[start]
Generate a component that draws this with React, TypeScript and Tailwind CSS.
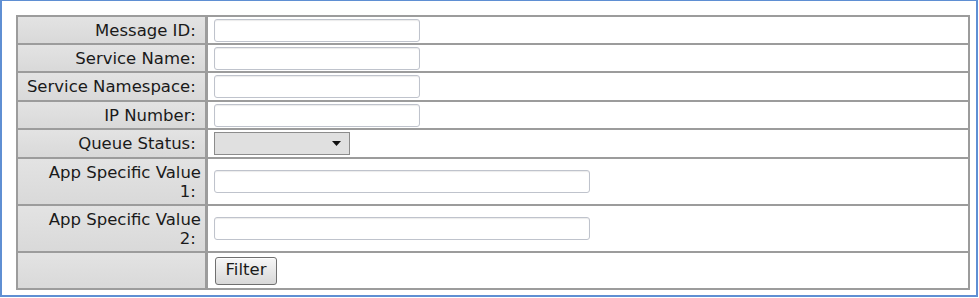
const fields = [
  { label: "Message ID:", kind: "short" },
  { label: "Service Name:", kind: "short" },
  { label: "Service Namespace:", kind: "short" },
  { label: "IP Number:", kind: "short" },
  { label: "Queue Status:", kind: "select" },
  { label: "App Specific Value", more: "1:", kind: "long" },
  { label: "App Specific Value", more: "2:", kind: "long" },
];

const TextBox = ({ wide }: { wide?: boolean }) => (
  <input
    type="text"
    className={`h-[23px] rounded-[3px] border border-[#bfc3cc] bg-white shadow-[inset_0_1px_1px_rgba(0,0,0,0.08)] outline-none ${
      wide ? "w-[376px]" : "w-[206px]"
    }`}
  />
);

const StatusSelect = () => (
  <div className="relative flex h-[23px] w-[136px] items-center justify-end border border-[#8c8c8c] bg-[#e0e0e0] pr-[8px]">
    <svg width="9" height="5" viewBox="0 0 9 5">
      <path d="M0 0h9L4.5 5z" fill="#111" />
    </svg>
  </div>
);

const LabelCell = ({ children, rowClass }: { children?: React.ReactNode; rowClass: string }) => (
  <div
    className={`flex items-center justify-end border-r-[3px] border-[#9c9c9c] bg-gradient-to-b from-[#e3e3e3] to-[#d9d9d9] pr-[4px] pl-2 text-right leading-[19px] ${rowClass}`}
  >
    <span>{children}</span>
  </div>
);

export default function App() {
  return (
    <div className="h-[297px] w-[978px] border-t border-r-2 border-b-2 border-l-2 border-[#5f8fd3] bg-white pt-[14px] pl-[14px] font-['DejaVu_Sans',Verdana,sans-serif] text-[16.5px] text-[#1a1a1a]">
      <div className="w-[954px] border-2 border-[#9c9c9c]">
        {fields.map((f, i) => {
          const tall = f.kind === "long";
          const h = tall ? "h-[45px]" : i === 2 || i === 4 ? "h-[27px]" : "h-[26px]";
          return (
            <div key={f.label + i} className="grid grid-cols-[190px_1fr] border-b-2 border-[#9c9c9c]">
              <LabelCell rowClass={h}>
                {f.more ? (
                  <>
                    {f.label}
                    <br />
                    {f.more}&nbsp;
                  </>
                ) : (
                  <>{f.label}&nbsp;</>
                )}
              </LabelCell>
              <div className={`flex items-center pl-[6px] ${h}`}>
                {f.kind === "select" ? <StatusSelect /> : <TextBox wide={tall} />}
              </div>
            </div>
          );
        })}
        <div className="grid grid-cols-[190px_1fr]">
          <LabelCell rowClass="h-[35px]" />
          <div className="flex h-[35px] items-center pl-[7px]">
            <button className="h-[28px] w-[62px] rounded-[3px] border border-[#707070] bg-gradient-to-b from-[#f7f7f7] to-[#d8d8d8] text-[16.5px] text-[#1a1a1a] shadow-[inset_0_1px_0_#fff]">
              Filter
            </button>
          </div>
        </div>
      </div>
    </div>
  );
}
[end]
What needs to be done
Skip the images and write out the rest of the listing exactly.

Solution for this problem
Generate a component that draws this with React, TypeScript and Tailwind CSS.
const fields = [
  { label: "Message ID:", kind: "short" },
  { label: "Service Name:", kind: "short" },
  { label: "Service Namespace:", kind: "short" },
  { label: "IP Number:", kind: "short" },
  { label: "Queue Status:", kind: "select" },
  { label: "App Specific Value", more: "1:", kind: "long" },
  { label: "App Specific Value", more: "2:", kind: "long" },
];

const TextBox = ({ wide }: { wide?: boolean }) => (
  <input
    type="text"
    className={`h-[23px] rounded-[3px] border border-[#bfc3cc] bg-white shadow-[inset_0_1px_1px_rgba(0,0,0,0.08)] outline-none ${
      wide ? "w-[376px]" : "w-[206px]"
    }`}
  />
);

const StatusSelect = () => (
  <div className="relative flex h-[23px] w-[136px] items-center justify-end border border-[#8c8c8c] bg-[#e0e0e0] pr-[8px]">
    <svg width="9" height="5" viewBox="0 0 9 5">
      <path d="M0 0h9L4.5 5z" fill="#111" />
    </svg>
  </div>
);

const LabelCell = ({ children, rowClass }: { children?: React.ReactNode; rowClass: string }) => (
  <div
    className={`flex items-center justify-end border-r-[3px] border-[#9c9c9c] bg-gradient-to-b from-[#e3e3e3] to-[#d9d9d9] pr-[4px] pl-2 text-right leading-[19px] ${rowClass}`}
  >
    <span>{children}</span>
  </div>
);

export default function App() {
  return (
    <div className="h-[297px] w-[978px] border-t border-r-2 border-b-2 border-l-2 border-[#5f8fd3] bg-white pt-[14px] pl-[14px] font-['DejaVu_Sans',Verdana,sans-serif] text-[16.5px] text-[#1a1a1a]">
      <div className="w-[954px] border-2 border-[#9c9c9c]">
        {fields.map((f, i) => {
          const tall = f.kind === "long";
          const h = tall ? "h-[45px]" : i === 2 || i === 4 ? "h-[27px]" : "h-[26px]";
          return (
            <div key={f.label + i} className="grid grid-cols-[190px_1fr] border-b-2 border-[#9c9c9c]">
              <LabelCell rowClass={h}>
                {f.more ? (
                  <>
                    {f.label}
                    <br />
                    {f.more}&nbsp;
                  </>
                ) : (
                  <>{f.label}&nbsp;</>
                )}
              </LabelCell>
              <div className={`flex items-center pl-[6px] ${h}`}>
                {f.kind === "select" ? <StatusSelect /> : <TextBox wide={tall} />}
              </div>
            </div>
          );
        })}
        <div className="grid grid-cols-[190px_1fr]">
          <LabelCell rowClass="h-[35px]" />
          <div className="flex h-[35px] items-center pl-[7px]">
            <button className="h-[28px] w-[62px] rounded-[3px] border border-[#707070] bg-gradient-to-b from-[#f7f7f7] to-[#d8d8d8] text-[16.5px] text-[#1a1a1a] shadow-[inset_0_1px_0_#fff]">
              Filter
            </button>
          </div>
        </div>
      </div>
    </div>
  );
}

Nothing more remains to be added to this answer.